Indiana ranked 6th out of 10 states in the intensity of pesticide use which is reasonable considering Indiana is an agricultural state, but could be doing a lot more to reduce its reliance on conventional pesticide use.

Metric 2: Percent of Pesticide Impaired Waters

Definition and Justification

Pursuant to section 303(d) of the Clean Water Act, states must submit comprehensive water quality assessments to the EPA every two years delineating impaired waters based on various categories of potential use. States also list, in varying degrees of detail, the source pollutant(s) for each impaired water. An efficient measurement of a state’s sustainability in terms of its pesticide use is the percentage of impaired waters with pesticides as the main source pollutant.

Methodology

The data for this metric come from each state’s respective comprehensive water quality assessments submitted to the EPA pursuant to the Clean Water Act.
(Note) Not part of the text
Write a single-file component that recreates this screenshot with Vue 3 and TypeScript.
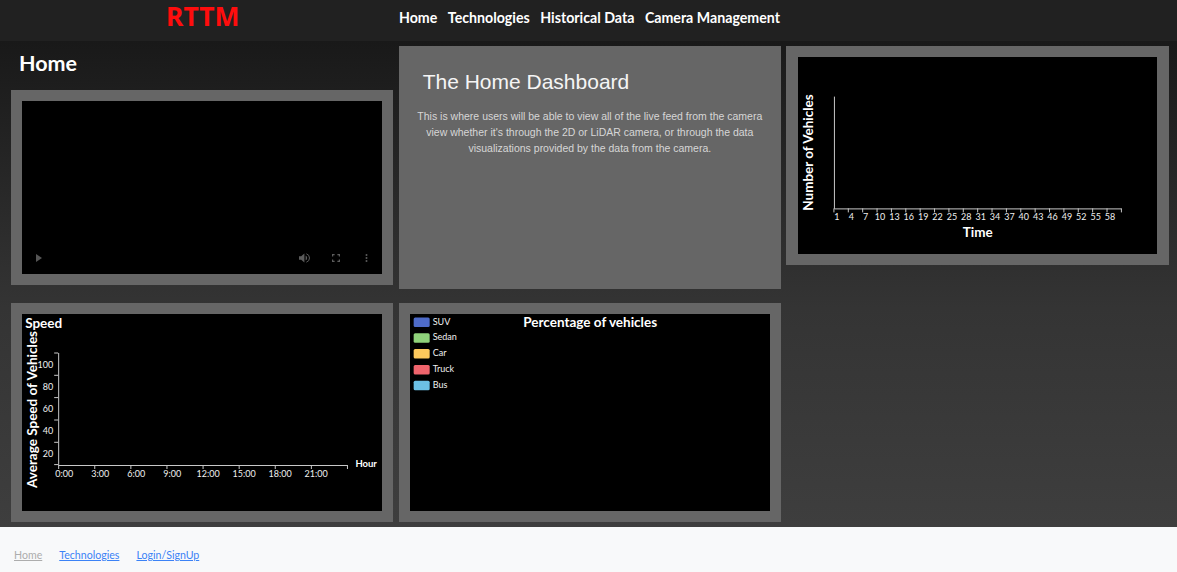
<script setup lang="ts">
const navLinks: string[] = ['Home', 'Technologies', 'Historical Data', 'Camera Management']
const footerLinks = [
  { label: 'Home', muted: true },
  { label: 'Technologies', muted: false },
  { label: 'Login/SignUp', muted: false },
]
const timeLabels: number[] = Array.from({ length: 20 }, (_, i) => 1 + i * 3)
const timeTicks: number[] = Array.from({ length: 21 }, (_, i) => 36 + i * 14.4)
const speedYTicks: number[] = [39, 61.3, 83.6, 106, 128.3, 150.6]
const speedYLabels: number[] = [100, 80, 60, 40, 20]
const hourLabels: string[] = ['0:00', '3:00', '6:00', '9:00', '12:00', '15:00', '18:00', '21:00']
const hourTicks: number[] = Array.from({ length: 9 }, (_, i) => 36 + i * 36.1)
const legend = [
  { label: 'SUV', color: '#4e6bc8' },
  { label: 'Sedan', color: '#8fd27a' },
  { label: 'Car', color: '#fdc95c' },
  { label: 'Truck', color: '#f0646c' },
  { label: 'Bus', color: '#6cc0e4' },
]
</script>

<template>
  <div class="page">
    <header class="topbar">
      <div class="brand">RTTM</div>
      <nav class="nav">
        <a v-for="link in navLinks" :key="link" class="nav-link">{{ link }}</a>
      </nav>
    </header>

    <main class="dashboard">
      <section class="left-col">
        <h1 class="page-title">Home</h1>
        <div class="panel video-panel">
          <div class="video">
            <svg class="ctl-left" width="6" height="8" viewBox="0 0 6 8"><path d="M0 0 L6 4 L0 8 Z" fill="#555" /></svg>
            <div class="ctl-right">
              <span class="ctl-btn">
                <svg width="11" height="10" viewBox="0 0 11 10">
                  <path d="M0 3.2 H2.2 L5.4 0.4 V9.6 L2.2 6.8 H0 Z" fill="#5c5c5c" />
                  <path d="M6.6 2.6 A2.6 2.6 0 0 1 6.6 7.4 Z" fill="#5c5c5c" />
                  <path d="M7.4 0.8 A4.4 4.4 0 0 1 7.4 9.2" fill="none" stroke="#5c5c5c" stroke-width="1" />
                </svg>
              </span>
              <span class="ctl-btn">
                <svg width="8" height="8" viewBox="0 0 8 8">
                  <path d="M0.6 2.6 V0.6 H2.6 M5.4 0.6 H7.4 V2.6 M7.4 5.4 V7.4 H5.4 M2.6 7.4 H0.6 V5.4" fill="none" stroke="#5c5c5c" stroke-width="1.2" />
                </svg>
              </span>
              <span class="ctl-btn">
                <svg width="3" height="8" viewBox="0 0 3 8">
                  <circle cx="1.5" cy="1" r="1" fill="#5c5c5c" />
                  <circle cx="1.5" cy="4" r="1" fill="#5c5c5c" />
                  <circle cx="1.5" cy="7" r="1" fill="#5c5c5c" />
                </svg>
              </span>
            </div>
          </div>
        </div>
      </section>

      <section class="panel intro-panel">
        <h2 class="intro-title">The Home Dashboard</h2>
        <p class="intro-text">
          This is where users will be able to view all of the live feed from the camera view whether it's through the 2D or LiDAR camera, or through the data visualizations provided by the data from the camera.
        </p>
      </section>

      <section class="panel short-panel">
        <svg class="chart" viewBox="0 0 359 196">
          <path d="M36.5 39 V151.5 H324" fill="none" stroke="#c8c8c8" stroke-width="1" />
          <line v-for="t in timeTicks" :key="t" :x1="t" :x2="t" y1="151" y2="155" stroke="#c8c8c8" />
          <text v-for="(n, i) in timeLabels" :key="n" class="tick" :x="39 + i * 14.4" y="162.5" text-anchor="middle">{{ n }}</text>
          <text class="axis-title" x="180" y="180" text-anchor="middle">Time</text>
          <text class="axis-title" transform="translate(15 95) rotate(-90)" text-anchor="middle">Number of Vehicles</text>
        </svg>
      </section>

      <section class="panel">
        <svg class="chart" viewBox="0 0 360 197">
          <text class="axis-title" x="3" y="14">Speed</text>
          <text class="axis-title" transform="translate(15 95.5) rotate(-90)" text-anchor="middle">Average Speed of Vehicles</text>
          <path d="M36.5 39 V151.5 H325" fill="none" stroke="#c8c8c8" stroke-width="1" />
          <line v-for="t in speedYTicks" :key="t" x1="32" x2="36" :y1="t" :y2="t" stroke="#c8c8c8" />
          <line v-for="t in hourTicks" :key="t" :x1="t + 0.5" :x2="t + 0.5" y1="151" y2="155" stroke="#c8c8c8" />
          <text v-for="(n, i) in speedYLabels" :key="n" class="tick" x="31" :y="53.5 + i * 22.3" text-anchor="end">{{ n }}</text>
          <text v-for="(h, i) in hourLabels" :key="h" class="tick" :x="42 + i * 36" y="162.5" text-anchor="middle">{{ h }}</text>
          <text class="hour" x="344" y="153" text-anchor="middle">Hour</text>
        </svg>
      </section>

      <section class="panel">
        <svg class="chart" viewBox="0 0 360 197">
          <g v-for="(item, i) in legend" :key="item.label">
            <rect x="3.5" :y="3.5 + i * 15.8" width="16" height="9.5" rx="1.5" :fill="item.color" />
            <text class="legend" x="22.5" :y="10.5 + i * 15.8">{{ item.label }}</text>
          </g>
          <text class="pie-title" x="180" y="13" text-anchor="middle">Percentage of vehicles</text>
        </svg>
      </section>
    </main>

    <footer class="footer">
      <a v-for="link in footerLinks" :key="link.label" class="footer-link" :class="{ muted: link.muted }">{{ link.label }}</a>
    </footer>
  </div>
</template>

<style scoped>
.page {
  display: flex;
  flex-direction: column;
  height: 572px;
  overflow: hidden;
  font-family: Lato, "Noto Sans", sans-serif;
}
.topbar {
  display: flex;
  align-items: flex-start;
  height: 41px;
  flex: none;
  background: #212121;
  padding-left: 166px;
  box-sizing: border-box;
}
.brand {
  width: 233px;
  color: #ff0d0d;
  font-family: "Noto Sans", sans-serif;
  font-size: 26.5px;
  font-weight: 700;
  line-height: 32px;
}
.nav {
  display: flex;
  gap: 10.5px;
  padding-top: 7px;
}
.nav-link {
  color: #fff;
  font-size: 14.2px;
  font-weight: 700;
  line-height: 22px;
}
.dashboard {
  flex: 1;
  display: grid;
  grid-template-columns: repeat(3, 382.33px);
  grid-template-rows: 243px 219px;
  column-gap: 5.33px;
  row-gap: 14px;
  padding: 5px 0 0 11px;
  box-sizing: border-box;
  background: linear-gradient(180deg, #191919 0%, #343434 55%, #3e3e3e 100%);
}
.left-col {
  display: flex;
  flex-direction: column;
}
.page-title {
  height: 44px;
  margin: 0;
  padding-left: 8px;
  color: #fff;
  font-size: 21.5px;
  font-weight: 700;
  line-height: 34px;
}
.panel {
  box-sizing: border-box;
  background: #666;
  padding: 11px;
  display: flex;
}
.video-panel {
  height: 195px;
}
.video {
  position: relative;
  flex: 1;
  background: #000;
}
.ctl-left {
  position: absolute;
  left: 14px;
  bottom: 12px;
}
.ctl-right {
  position: absolute;
  right: 0;
  bottom: 11px;
  display: flex;
  align-items: center;
}
.ctl-btn {
  display: flex;
  align-items: center;
  justify-content: center;
  width: 31px;
  height: 10px;
}
.intro-panel {
  display: block;
  padding: 0;
  color: #f5f5f5;
  font-family: "Liberation Sans", Arial, sans-serif;
}
.intro-title {
  margin: 0;
  padding: 23px 0 0 24px;
  font-size: 21px;
  font-weight: 400;
  line-height: 25px;
}
.intro-text {
  margin: 14px 0 0;
  padding: 0 15px;
  color: #d6d6d6;
  font-size: 10.5px;
  line-height: 16px;
  text-align: center;
}
.short-panel {
  height: 219px;
  padding: 11px 12px;
}
.chart {
  display: block;
  width: 100%;
  height: 100%;
  background: #000;
}
.tick {
  fill: #f0f0f0;
  font-size: 9px;
}
.axis-title {
  fill: #fff;
  font-size: 13.5px;
  font-weight: 700;
}
.hour {
  fill: #fff;
  font-size: 9.5px;
  font-weight: 700;
}
.legend {
  fill: #f0f0f0;
  font-size: 9px;
}
.pie-title {
  fill: #fff;
  font-size: 13.5px;
  font-weight: 700;
}
.footer {
  flex: none;
  height: 45px;
  display: flex;
  align-items: center;
  gap: 17px;
  padding-left: 14px;
  padding-top: 10px;
  background: #f8f9fa;
  box-sizing: border-box;
}
.footer-link {
  color: #3b82f6;
  font-size: 10.6px;
  text-decoration: underline;
}
.footer-link.muted {
  color: #adadad;
}
</style>

<style>
html, body {
  margin: 0;
  overflow: hidden;
}
</style>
We used the EPA Water Quality Assessments and Total Maximum Daily Loads (TMDLs) database to search previous 303(d) lists which are not as recent as possible but are more consistent and available than state published resources. The final figure is calculated by dividing each state’s miles of pesticide impaired waters by the total miles of impaired waters to yield an initial percentage and then dividing each state’s total miles squared of pesticide impaired waters by their total miles squared of impaired waters to yield a second percentage-then adding the two percentages together for a final sum.

Results

Rather than basing the metric on the total miles and total miles squared of pesticide impaired, we based it on the amount of pesticide impaired waters as a percentage of a state’s total impaired waters–in this way the metric avoids unfair bias towards states with more or fewer miles of water than others.  Accounting for that, West Virginia and Kentucky rank 1st and 2nd (West Virginia ranks first based on the larger denominator of potentially impaired waters). This makes sense as both Kentucky and West Virginia are mining states, rather than farming. Indiana ranks 3rd as they report only one pesticide contaminated water body since 2008.  While only 0.05 percent of Michigan’s rivers and streams (miles) are pesticide-impaired, Michigan ranks 10th by a large margin due to the 34,392.1 miles squared of Great Lakes contaminated with chlordane. Illinois also encounters this same problem as it shares borders with Great Lakes.